**Available data:**
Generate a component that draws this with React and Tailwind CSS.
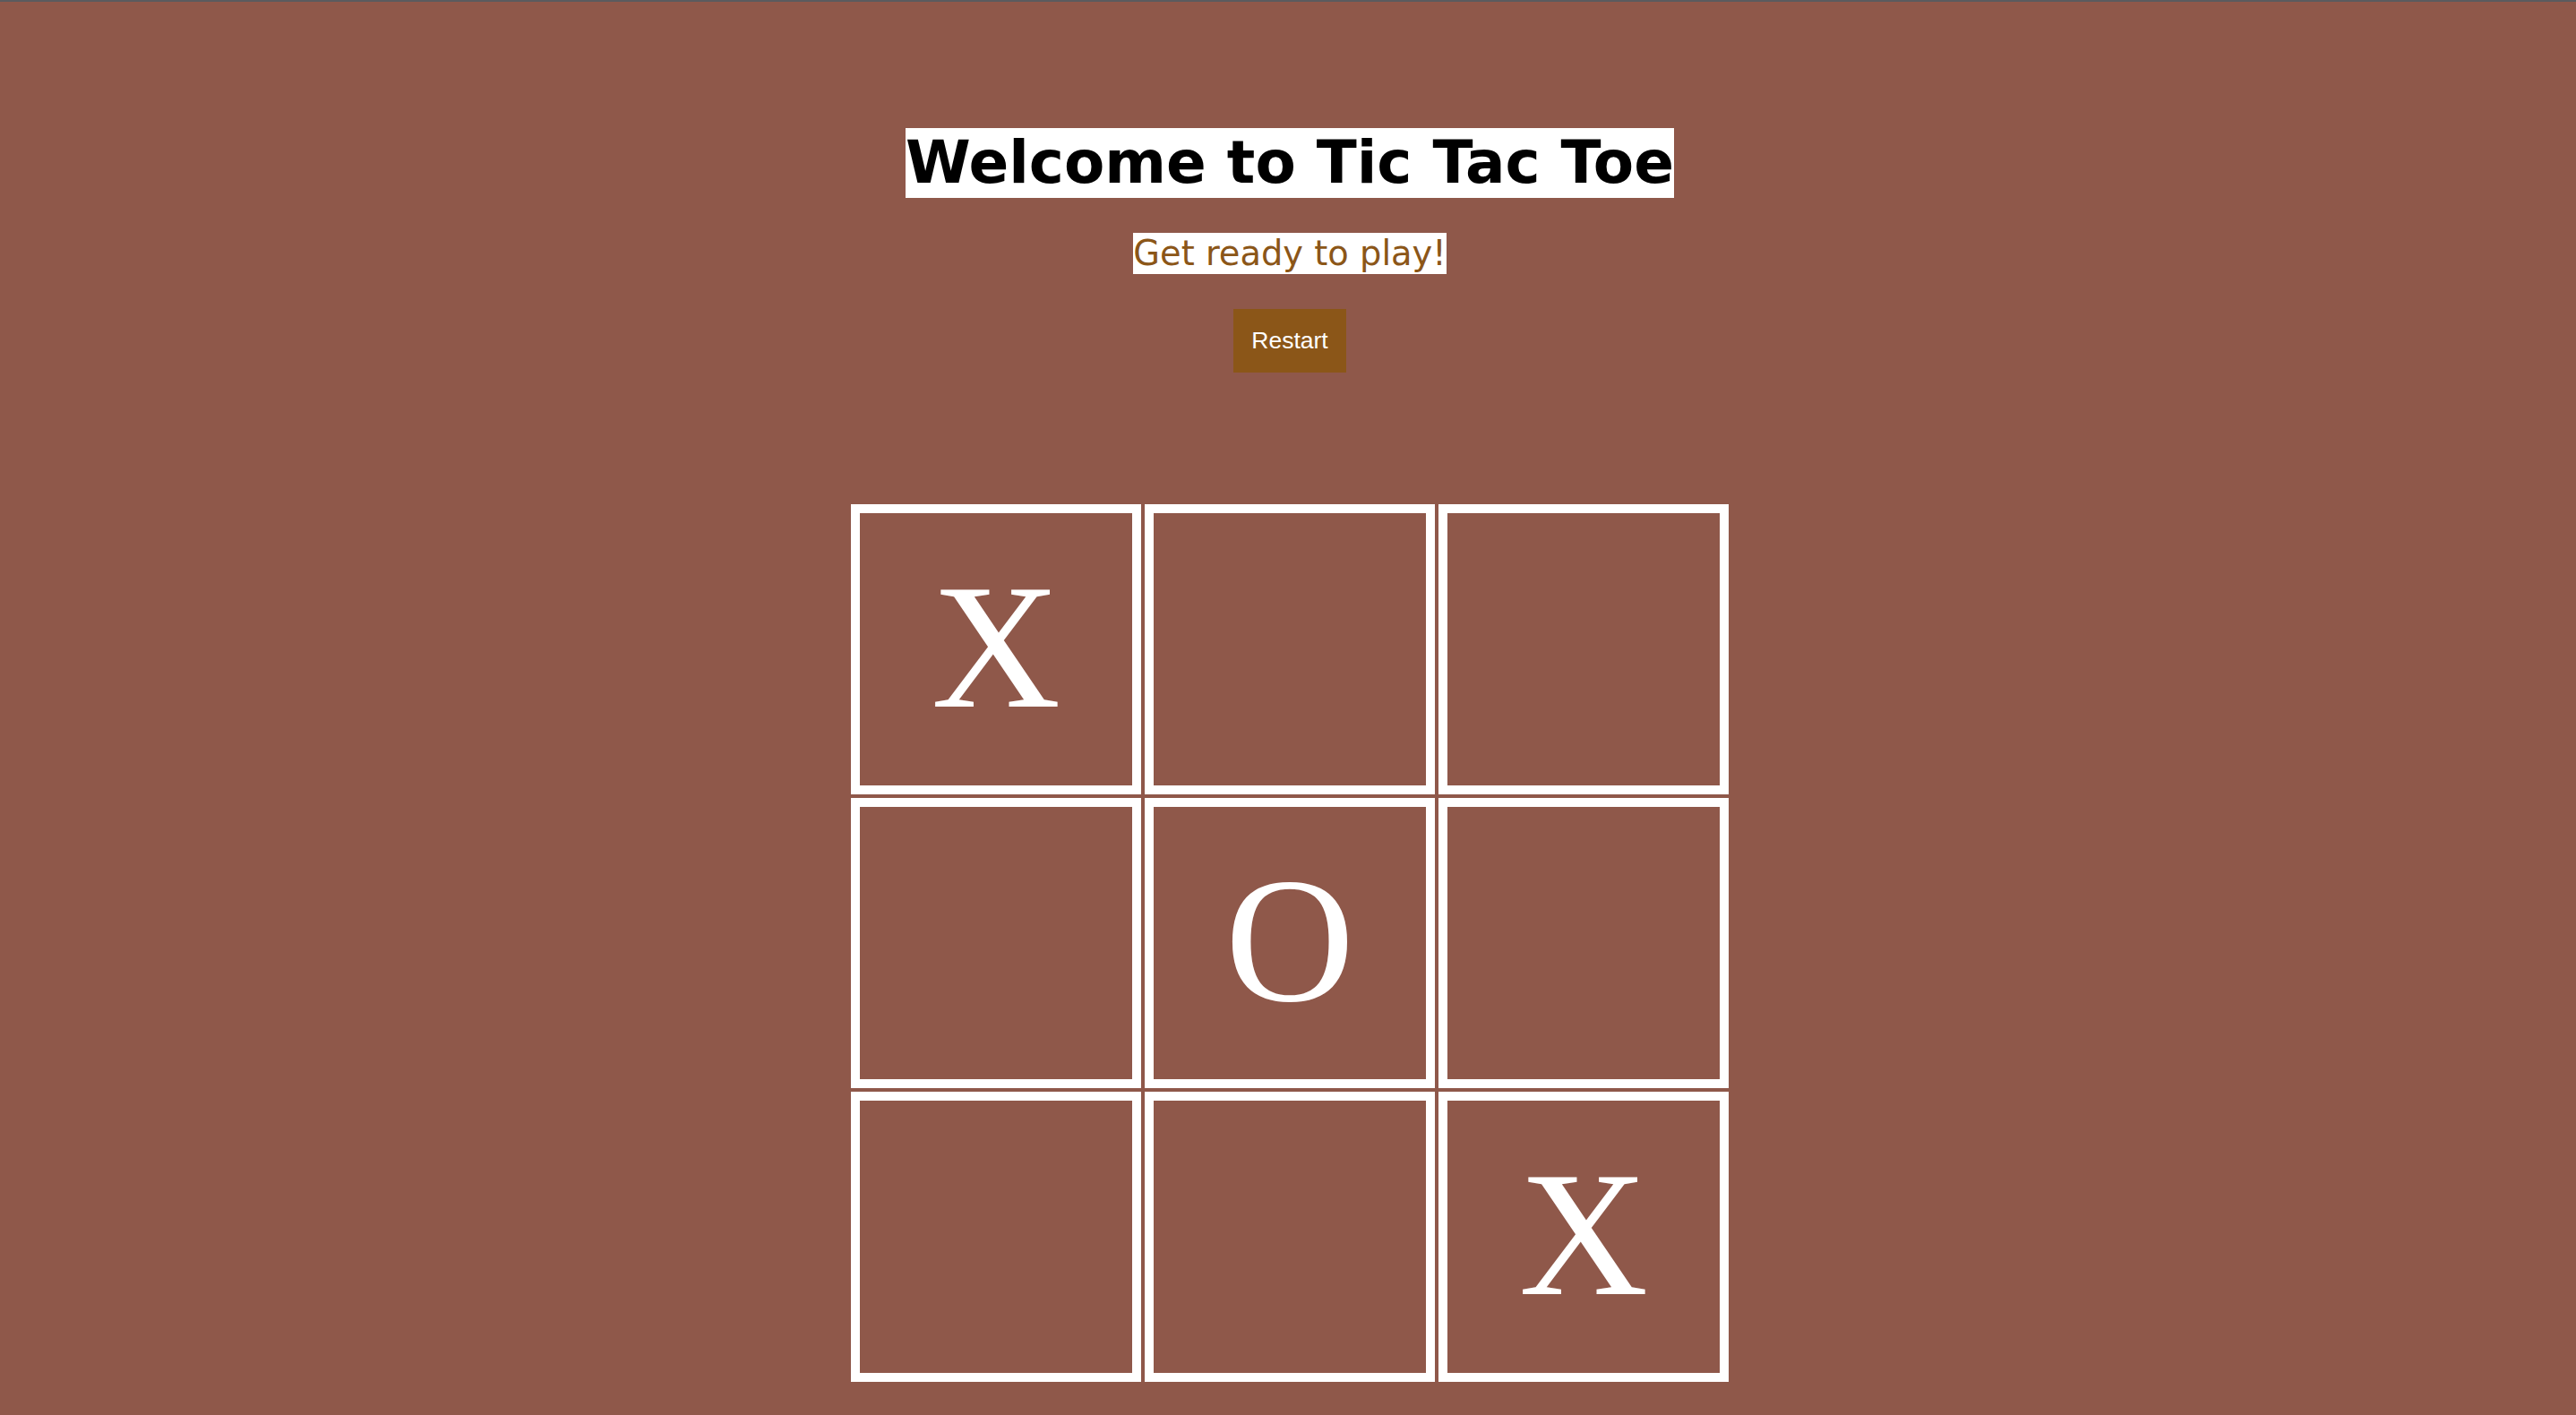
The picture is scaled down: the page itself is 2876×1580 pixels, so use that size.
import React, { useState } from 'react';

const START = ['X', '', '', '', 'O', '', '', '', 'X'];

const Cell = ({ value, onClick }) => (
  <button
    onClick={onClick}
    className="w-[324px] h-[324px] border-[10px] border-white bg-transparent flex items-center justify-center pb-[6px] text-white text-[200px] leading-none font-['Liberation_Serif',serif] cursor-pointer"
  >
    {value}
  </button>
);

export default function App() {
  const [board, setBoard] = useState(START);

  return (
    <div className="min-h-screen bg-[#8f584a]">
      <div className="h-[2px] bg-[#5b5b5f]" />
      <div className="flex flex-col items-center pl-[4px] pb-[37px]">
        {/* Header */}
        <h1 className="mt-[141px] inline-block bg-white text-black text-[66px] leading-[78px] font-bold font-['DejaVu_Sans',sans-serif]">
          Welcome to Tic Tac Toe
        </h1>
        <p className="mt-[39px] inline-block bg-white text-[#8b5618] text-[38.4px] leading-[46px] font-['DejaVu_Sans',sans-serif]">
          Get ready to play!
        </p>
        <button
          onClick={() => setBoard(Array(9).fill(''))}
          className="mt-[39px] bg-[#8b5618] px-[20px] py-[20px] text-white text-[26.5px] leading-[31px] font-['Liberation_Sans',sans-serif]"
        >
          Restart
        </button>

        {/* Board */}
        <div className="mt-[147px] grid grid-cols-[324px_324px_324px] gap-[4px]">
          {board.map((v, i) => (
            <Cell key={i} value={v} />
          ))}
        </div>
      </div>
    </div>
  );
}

**Task goal:** Everything from the line containing "The picture is" down to the line containing "const [board, setBoard] = useState(START);" should be retyped exactly, both lines included, and nothing more.

**Answer to the task:**
The picture is scaled down: the page itself is 2876×1580 pixels, so use that size.
import React, { useState } from 'react';

const START = ['X', '', '', '', 'O', '', '', '', 'X'];

const Cell = ({ value, onClick }) => (
  <button
    onClick={onClick}
    className="w-[324px] h-[324px] border-[10px] border-white bg-transparent flex items-center justify-center pb-[6px] text-white text-[200px] leading-none font-['Liberation_Serif',serif] cursor-pointer"
  >
    {value}
  </button>
);

export default function App() {
  const [board, setBoard] = useState(START);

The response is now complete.